The reason I’m stressing on his shod\unshod feet as much is to establish one incontrovertible aspect of the 95- year- old’s fascinating life – Husain may live on his own terms – but he is perfectly flexible when it comes to his own survival. All his widely publicised interviews this week made one thing abundantly clear – if he has to choose the survival of his art over almost anything else, he’d pick art. Why?? Because when it comes to his work, it is his life . Nothing but nothing else matters. We, in India, foolishly asked him to provide an ‘explanation’ for accepting the citizenship of another country. He could have told us to get lost. He didn’t. He knew the implications of his bold decision and realized this went beyond just him. He stated succinctly that he wanted to continue painting in peace. In an environment that gave him abundant love and respect. Period. The projects he’d undertaken were monumental, he needed monumental funding for them and Qatar came up with the right package . Most importantly, Qatar offered him a stress free environment in which to create. He pointed out that tax breaks and monetary considerations were also given their due importance by him. But the bottom line had mainly to do with his personal sense of safety. Surely, at 95, he is entitled to make such a choice without everybody jumping down his throat,denouncing him for turning his back on the country of his birth. A country he insists he will love till his last breath. Is that so tough to accept…. understand? Not if you are ready to switch places with M.F.Husain and ask yourself what you would do in his situation.
Let’s face it - India didn’t leave him with much of a choice.

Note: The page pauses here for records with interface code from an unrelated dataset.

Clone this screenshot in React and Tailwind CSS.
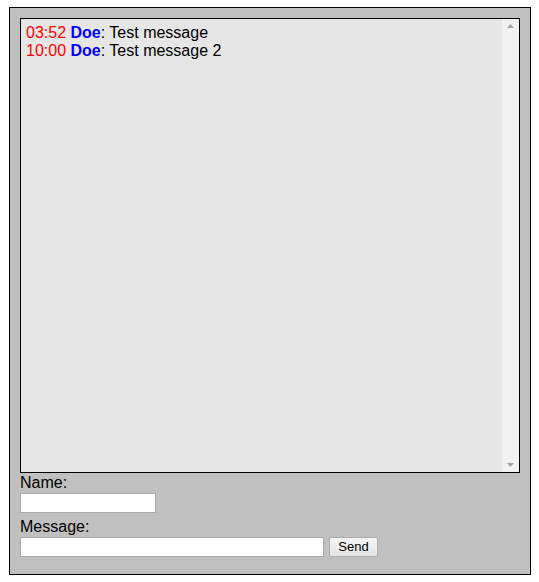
export default function App() {
  const msgs = [
    { t: "03:52", n: "Doe", m: "Test message" },
    { t: "10:00", n: "Doe", m: "Test message 2" },
  ];
  return (
    <div className="w-[539px] h-[582px] bg-white pt-[7px] pl-[9px]" style={{ fontFamily: '"Liberation Sans", Arial, sans-serif' }}>
      <div className="w-[522px] h-[568px] border border-black bg-[#c0c0c0] p-[10px]">
        <div className="w-[500px] h-[455px] border border-black bg-[#e6e6e6] flex">
          <div className="flex-1 pl-[5px] pt-[5px] text-[16px] leading-[18px] text-black">
            {msgs.map((x, i) => (
              <div key={i}>
                <span className="text-[#ff0000]">{x.t}</span>{" "}
                <span className="text-[#0000ff] font-bold">{x.n}</span>: {x.m}
              </div>
            ))}
          </div>
          <div className="w-[17px] h-full bg-[#f1f1f1] flex flex-col justify-between items-center py-[5px]">
            <svg width="7" height="4" viewBox="0 0 7 4"><polygon points="3.5,0 7,4 0,4" fill="#a3a3a3" /></svg>
            <svg width="7" height="4" viewBox="0 0 7 4"><polygon points="0,0 7,0 3.5,4" fill="#a3a3a3" /></svg>
          </div>
        </div>
        <div className="text-[16px] leading-[18px] text-black mt-[1px]">Name:</div>
        <input className="block mt-[1px] w-[136px] h-[20px] bg-white border border-[#a9a9a9] outline-none" />
        <div className="text-[16px] leading-[18px] text-black mt-[5px]">Message:</div>
        <div className="flex items-center mt-[1px]">
          <input className="block w-[304px] h-[20px] bg-white border border-[#a9a9a9] outline-none" />
          <button className="ml-[5px] w-[49px] h-[20px] border border-[#adadad] rounded-[2px] bg-gradient-to-b from-[#f6f6f6] to-[#e3e3e3] text-[13px] leading-[16px] text-black">
            Send
          </button>
        </div>
      </div>
    </div>
  );
}
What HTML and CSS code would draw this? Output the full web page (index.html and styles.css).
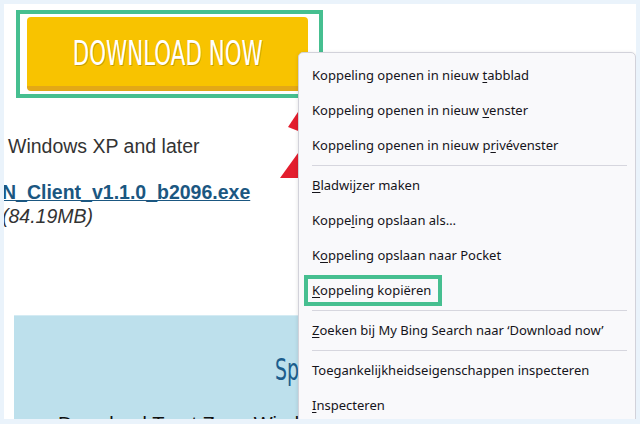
FILE: index.html
```html
<!DOCTYPE html>
<html lang="nl">
<head>
<meta charset="utf-8">
<title>Download</title>
<link rel="stylesheet" href="styles.css">
</head>
<body>
<div class="viewport">
  <div class="page">
    <div class="cta-frame">
      <a class="cta" href="#"><span class="cta-label">DOWNLOAD NOW</span></a>
    </div>
    <p class="os">Windows XP and later</p>
    <div class="file">
      <a class="file-link" href="#">N_Client_v1.1.0_b2096.exe</a><br>
      <span class="file-size">(84.19MB)</span>
    </div>
    <section class="specs">
      <h2 class="specs-title"><span class="specs-title-text">Specifications</span></h2>
      <p class="specs-text">Download Trust Zone Windows client</p>
    </section>
  </div>

  <svg class="arrow" width="30" height="80" viewBox="0 0 30 80">
    <polygon points="26,5 14,23 28,28.6" fill="#e31e2e"/>
    <polygon points="28,43.4 6,74 28,74" fill="#e31e2e"/>
  </svg>

  <div class="menu">
    <div class="item">Koppeling openen in nieuw <u>t</u>abblad</div>
    <div class="item">Koppeling openen in nieuw <u>v</u>enster</div>
    <div class="item">Koppeling openen in nieuw p<u>r</u>ivévenster</div>
    <div class="sep"></div>
    <div class="item"><u>B</u>ladwijzer maken</div>
    <div class="item">Koppe<u>l</u>ing opslaan als…</div>
    <div class="item">K<u>o</u>ppeling opslaan naar Pocket</div>
    <div class="item"><span class="hl"><u>K</u>oppeling kopiëren</span></div>
    <div class="sep"></div>
    <div class="item"><u>Z</u>oeken bij My Bing Search naar ‘Download now’</div>
    <div class="sep"></div>
    <div class="item">Toegankelijkheidseigenschappen inspecteren</div>
    <div class="item"><u>I</u>nspecteren</div>
  </div>
</div>
</body>
</html>
```
FILE: styles.css
```css
html, body {
  margin: 0;
  padding: 0;
}
body {
  background: #eaf3fb;
  width: 640px;
  height: 424px;
  overflow: hidden;
}
.viewport {
  position: relative;
  margin: 4px 0 0 4px;
  width: 632px;
  height: 415px;
  background: #ffffff;
  overflow: hidden;
  font-family: "Liberation Sans", Arial, sans-serif;
}
.page {
  display: flow-root;
}
.cta-frame {
  margin: 6px 0 0 12px;
  width: 307px;
  height: 88px;
  box-sizing: border-box;
  border: 4px solid #46bf90;
  padding: 3px 11px 3px 7px;
}
.cta {
  display: flex;
  align-items: center;
  justify-content: center;
  box-sizing: border-box;
  height: 74px;
  padding-top: 3px;
  background: #f8c300;
  border-bottom: 5px solid #e3a817;
  border-radius: 4px;
  text-decoration: none;
}
.cta-label {
  display: inline-block;
  font-family: "DejaVu Sans Condensed", "DejaVu Sans", sans-serif;
  font-stretch: condensed;
  font-size: 34px;
  line-height: 40px;
  color: #ffffff;
  transform: scaleX(0.7);
  text-shadow: 1px 1px 0 rgba(110, 80, 0, 0.35);
  white-space: nowrap;
}
.os {
  margin: 37px 0 0 4px;
  font-size: 19.5px;
  line-height: 22px;
  color: #333333;
}
.file {
  margin: 22.5px 0 0 -2px;
  font-size: 19.5px;
  line-height: 24px;
  white-space: nowrap;
}
.file-link {
  font-weight: bold;
  color: #1b5781;
  text-decoration: underline;
}
.file-size {
  font-style: italic;
  color: #333333;
}
.specs {
  margin: 87.5px 0 0 10px;
  width: 284px;
  height: 200px;
  overflow: hidden;
  background: #bde0ec;
  border-top: 1px solid #d4ebf3;
}
.specs-title {
  margin: 0;
  padding: 35.6px 0 0 261px;
  font-family: "DejaVu Sans Condensed", "DejaVu Sans", sans-serif;
  font-stretch: condensed;
  font-weight: normal;
  font-size: 30px;
  line-height: 36px;
  color: #1b5d8c;
  white-space: nowrap;
}
.specs-title-text {
  display: inline-block;
  transform: scaleX(0.7);
  transform-origin: left center;
  white-space: nowrap;
}
.specs-text {
  margin: 24px 0 0 44px;
  font-size: 20px;
  line-height: 24px;
  color: #111111;
  white-space: nowrap;
}
.arrow {
  position: absolute;
  left: 270px;
  top: 100px;
}
.menu {
  position: absolute;
  left: 294px;
  top: 48px;
  width: 338px;
  height: 400px;
  box-sizing: border-box;
  padding-top: 4.5px;
  background: #f9f9fb;
  border: 1px solid #d2d2da;
  border-radius: 5px;
  box-shadow: 0 1px 4px rgba(0, 0, 0, 0.12);
  font-family: "Noto Sans", "Open Sans", sans-serif;
  font-size: 13px;
  color: #15141a;
}
.item {
  display: block;
  height: 35px;
  line-height: 35px;
  padding-left: 13px;
  white-space: nowrap;
}
.item u {
  text-decoration-thickness: 1px;
  text-underline-offset: 2px;
}
.sep {
  height: 1px;
  margin: 2px 8px 2px 13px;
  background: #d6d6de;
}
.hl {
  position: relative;
  display: inline-block;
  line-height: 18px;
}
.hl::after {
  content: "";
  position: absolute;
  left: -8px;
  right: -11px;
  top: -6px;
  bottom: -7px;
  border: 4px solid #46bf90;
}
```
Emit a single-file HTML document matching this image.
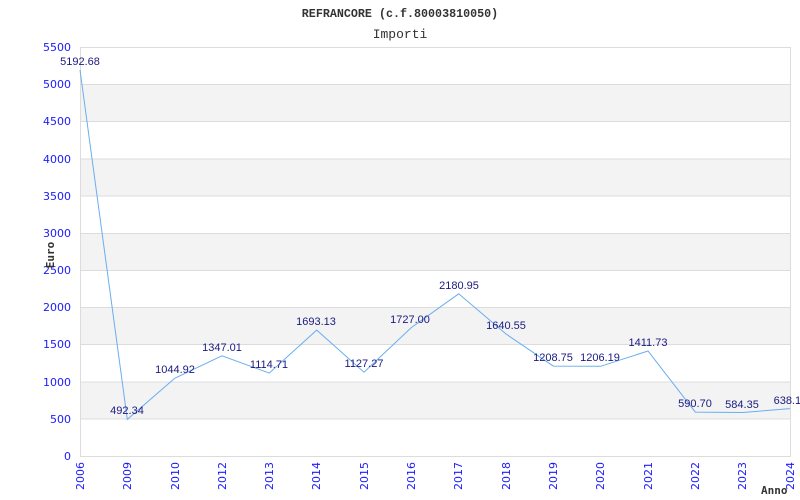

One just has to examine the hate mails doing the rounds in cyber space to get an idea of the venom behind the focused campaign against the painter. I was appalled, ashamed and embarrassed to receive several such letters which asked me whether as a Hindu I was so ‘weak’ that I was ‘allowing’ such attacks on our Gods and Goddesses to go without protesting? Some mails carried twenty or more images of these ‘offensive’ paintings which the senders claimed were maliciously painted by Husain to denigrate Hinduism and display his contempt for Hindu deities. The arguments were as shallow as they were cowardly. Given the closed minds behind these emails,there was no point in defending his works . I tried. And received a record number of nasty, abusive letters lewdly demanding, “ How would you feel if he painted you, your mother and daughters in the nude?” Some of the anonymous writers went beyond mere questions and went into explicit, graphic and violent sexual content that is too vile to repeat. If these so called defenders of Hinduism thought nothing of sending pornographic threats to a woman, how could they accuse Husain of insulting Hindu Goddesses?
We live in super touchy times. And these are super touchy issues which will be animatedly debated for years to come – much after Husain himself is dead and gone. This unhealthy, awful state of affairs is not new. It has gone on through centuries and will not stop with Husain’s work. As of now, the man has spoken. He is happy with his decision. Why not leave it there? He has the right to live and work in whichever corner of the world he chooses. He has chosen Qatar. Qatar offered him the best deal – monetarily and emotionally. End of story. If we want Husain back all that badly, let’s match the deal…or better it, if possible. That’s how it works, doesn’t it? It’s business, baby. But even if we can come up with the money ( ha!), can we also come up with the level of protection M.F.Husain requires?
In one stroke, India’s greatest living artist has proved one thing categorically – he is priceless. Let’s deal with it. India and Indians can no longer afford Husain. Our loss, entirely. Lucky Qatar!